Моя военная пора | страница 14



Потом задымились дома Кусковой. Сжалось сердце. Все здесь исхожено, измерено ногами.

Пройдя проулок, остановился и долго смотрел на избу своих. О чем думал? Непередаваемо. Обо всем и будто бы ни о чем.

В избу вошел не сразу. Посмотрел в окна. Была одна мать. Постучал в раму. Она встретила меня в прихожей, заплакала, запричитала:

— Кормилец! И стали-то мы старые и никому не нужные! Как живем? Кошки сырую картошку едят. — Действительно, деталь небывалая.

На кровати, скрюченный под шубой, лежал отец.

Он потянулся ко мне руками, заплакал, затрясся, произнося что-то неясное.

Я припал к его лицу губами. Жар так и пылал. Потом прибежали Прасковья, Нюра, ребятишки. Ребятишки все выросли, и я никого из них не узнал.

На минуту от всех плачущих лиц меня охватило такое отчаяние, такое уныние, что я почувствовал головокружение.

— Ну, ничего, ничего, не расстраивайтесь, — кажется, сказал я, стараясь сдержаться от нахлынувших рыданий.
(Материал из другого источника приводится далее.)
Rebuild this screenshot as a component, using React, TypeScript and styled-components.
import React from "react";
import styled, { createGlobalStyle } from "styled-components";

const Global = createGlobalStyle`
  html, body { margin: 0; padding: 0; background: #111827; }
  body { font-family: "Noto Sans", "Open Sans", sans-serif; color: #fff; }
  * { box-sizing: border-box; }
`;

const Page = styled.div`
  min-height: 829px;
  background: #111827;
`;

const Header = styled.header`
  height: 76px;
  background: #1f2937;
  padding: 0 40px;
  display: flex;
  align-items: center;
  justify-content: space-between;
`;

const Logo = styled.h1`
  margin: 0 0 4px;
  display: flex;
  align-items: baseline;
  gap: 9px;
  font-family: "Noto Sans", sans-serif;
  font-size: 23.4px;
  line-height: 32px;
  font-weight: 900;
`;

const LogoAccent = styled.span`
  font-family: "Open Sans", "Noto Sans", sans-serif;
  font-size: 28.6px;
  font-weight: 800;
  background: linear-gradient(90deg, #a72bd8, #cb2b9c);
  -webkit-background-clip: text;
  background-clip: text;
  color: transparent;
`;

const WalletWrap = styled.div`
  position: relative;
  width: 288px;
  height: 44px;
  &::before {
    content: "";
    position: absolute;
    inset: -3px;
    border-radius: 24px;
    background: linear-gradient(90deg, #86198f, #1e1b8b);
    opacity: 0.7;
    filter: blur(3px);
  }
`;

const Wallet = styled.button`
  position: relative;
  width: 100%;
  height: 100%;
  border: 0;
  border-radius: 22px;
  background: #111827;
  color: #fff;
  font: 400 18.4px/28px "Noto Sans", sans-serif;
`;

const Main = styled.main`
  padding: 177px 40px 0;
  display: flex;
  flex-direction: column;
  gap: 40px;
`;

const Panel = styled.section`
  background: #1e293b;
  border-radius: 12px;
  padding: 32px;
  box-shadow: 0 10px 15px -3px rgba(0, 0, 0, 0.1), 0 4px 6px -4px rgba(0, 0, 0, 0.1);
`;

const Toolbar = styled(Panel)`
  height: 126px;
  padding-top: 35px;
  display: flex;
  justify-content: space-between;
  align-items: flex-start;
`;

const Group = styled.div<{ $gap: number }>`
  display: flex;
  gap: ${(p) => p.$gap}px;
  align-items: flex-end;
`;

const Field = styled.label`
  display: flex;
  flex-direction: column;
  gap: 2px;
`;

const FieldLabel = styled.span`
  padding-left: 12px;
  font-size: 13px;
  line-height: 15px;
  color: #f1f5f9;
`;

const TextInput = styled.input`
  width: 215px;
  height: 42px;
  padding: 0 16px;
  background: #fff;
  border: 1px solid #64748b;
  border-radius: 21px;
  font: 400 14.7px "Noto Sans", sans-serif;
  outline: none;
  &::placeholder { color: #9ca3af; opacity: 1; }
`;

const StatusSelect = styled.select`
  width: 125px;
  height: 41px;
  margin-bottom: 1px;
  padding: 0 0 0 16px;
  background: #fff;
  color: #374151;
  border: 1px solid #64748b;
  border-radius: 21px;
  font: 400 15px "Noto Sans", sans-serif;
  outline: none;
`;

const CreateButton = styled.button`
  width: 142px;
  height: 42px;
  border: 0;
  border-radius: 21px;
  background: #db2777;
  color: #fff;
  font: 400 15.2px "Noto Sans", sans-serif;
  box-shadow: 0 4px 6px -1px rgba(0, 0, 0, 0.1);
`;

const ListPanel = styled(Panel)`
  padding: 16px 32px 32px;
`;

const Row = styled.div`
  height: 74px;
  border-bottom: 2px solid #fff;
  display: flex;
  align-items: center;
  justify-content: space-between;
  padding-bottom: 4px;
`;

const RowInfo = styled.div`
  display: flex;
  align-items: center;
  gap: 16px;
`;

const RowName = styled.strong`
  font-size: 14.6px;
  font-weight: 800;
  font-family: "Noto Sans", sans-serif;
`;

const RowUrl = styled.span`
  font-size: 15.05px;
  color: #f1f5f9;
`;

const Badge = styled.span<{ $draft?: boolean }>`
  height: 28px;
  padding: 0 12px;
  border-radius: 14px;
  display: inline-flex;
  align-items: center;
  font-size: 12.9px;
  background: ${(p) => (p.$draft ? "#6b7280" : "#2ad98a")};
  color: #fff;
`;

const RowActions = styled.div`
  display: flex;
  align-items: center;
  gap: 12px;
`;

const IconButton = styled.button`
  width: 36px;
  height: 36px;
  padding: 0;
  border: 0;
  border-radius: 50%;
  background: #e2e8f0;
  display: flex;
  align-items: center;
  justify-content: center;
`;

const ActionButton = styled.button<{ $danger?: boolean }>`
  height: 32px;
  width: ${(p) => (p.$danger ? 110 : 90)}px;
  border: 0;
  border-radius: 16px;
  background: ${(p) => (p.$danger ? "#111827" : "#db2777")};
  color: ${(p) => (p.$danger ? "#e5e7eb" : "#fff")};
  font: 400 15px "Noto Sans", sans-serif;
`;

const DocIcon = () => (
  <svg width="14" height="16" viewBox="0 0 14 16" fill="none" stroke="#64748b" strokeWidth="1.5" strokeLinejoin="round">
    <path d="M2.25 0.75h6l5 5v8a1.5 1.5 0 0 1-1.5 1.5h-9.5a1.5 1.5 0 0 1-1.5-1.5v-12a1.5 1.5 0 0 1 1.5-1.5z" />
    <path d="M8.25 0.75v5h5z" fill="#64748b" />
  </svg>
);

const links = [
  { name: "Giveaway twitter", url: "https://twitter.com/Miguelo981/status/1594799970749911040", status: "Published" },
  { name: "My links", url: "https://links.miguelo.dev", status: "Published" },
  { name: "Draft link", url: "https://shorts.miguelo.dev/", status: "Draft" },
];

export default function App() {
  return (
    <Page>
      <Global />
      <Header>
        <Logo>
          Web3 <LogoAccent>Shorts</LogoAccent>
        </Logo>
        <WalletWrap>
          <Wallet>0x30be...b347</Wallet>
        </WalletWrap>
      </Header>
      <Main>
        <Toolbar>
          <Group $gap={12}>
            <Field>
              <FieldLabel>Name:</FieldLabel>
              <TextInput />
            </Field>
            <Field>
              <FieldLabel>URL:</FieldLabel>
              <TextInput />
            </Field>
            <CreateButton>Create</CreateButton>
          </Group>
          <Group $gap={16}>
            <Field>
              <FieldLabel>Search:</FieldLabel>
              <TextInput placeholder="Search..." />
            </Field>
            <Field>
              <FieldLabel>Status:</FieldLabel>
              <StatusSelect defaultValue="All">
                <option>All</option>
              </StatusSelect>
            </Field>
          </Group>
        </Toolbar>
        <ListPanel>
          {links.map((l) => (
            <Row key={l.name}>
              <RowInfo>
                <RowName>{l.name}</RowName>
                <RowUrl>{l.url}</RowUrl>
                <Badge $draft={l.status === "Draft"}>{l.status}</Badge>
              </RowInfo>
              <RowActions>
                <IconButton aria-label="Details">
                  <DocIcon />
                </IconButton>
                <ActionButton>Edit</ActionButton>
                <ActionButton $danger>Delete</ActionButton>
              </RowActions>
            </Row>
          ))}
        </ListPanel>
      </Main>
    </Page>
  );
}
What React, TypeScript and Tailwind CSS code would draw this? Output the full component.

Наконец стали разговаривать. Со слезами, с всхлипами Нюра и Прасковья сообщили, хотя я и знал это, о гибели на фронте Лизы и Анатолия. И дальше все нерадостное: о ранении Антона, о втором ранении Александра.

Я окинул взглядом всех сидящих в избе: постаревшие, осунувшиеся лица, скорбь в глазах, напряжение до страдания.

— Хлеб-то есть? — спросил я.

— В феврале выдавали два раза, в марте раза три, а последние семь дней ничего не дают. Картоха спасает.

Я тяжко вздохнул.

А отец все стонал и стонал. Я попросил термометр. Он нашелся в буфете на полочке. Температура 39,4. На ходиках, висевших на стене, было всего лишь полчаса третьего. Температура могла подняться еще выше.

— Лекарства у вас есть?

Что-то нашлось: аспирин или стрептоцид. Дал отцу выпить. Температура снизилась. Под вечер отец приподнялся.

— Что, утро или вечер? — спросил он.

— Темнеет.

— А Готя вчера приехал?

Придя в себя, он стал плакать, жаловаться на болезнь, на старость, на вынужденное безделье. Жалко мне стало его: охотник, силач, ходок, не знавший устали…

Вечером говорили обо всех и обо всем.

Поздно вышел во двор. Месяц стоял над землей неподвижно и совсем какой-то белый. Было так тихо, что вспомнилась фраза из охотничьего обихода в тайге: «Тихо-то как. Кажется, сам Бог уснул».


5 апреля

Очнулся от приглушенного говора. Понял: в избу собрались бабы.

— Ну, что, тетка Авдотья, он говорит-то: к Маю или к Октябрьским не прикончут?

Это голос одной из наших соседок. В ответ слышу голос матери:

— Да ты что, Аксиньюшка! Если б ее, лихоманку, войну-то, можно было к праздникам окончить, давно бы окончили!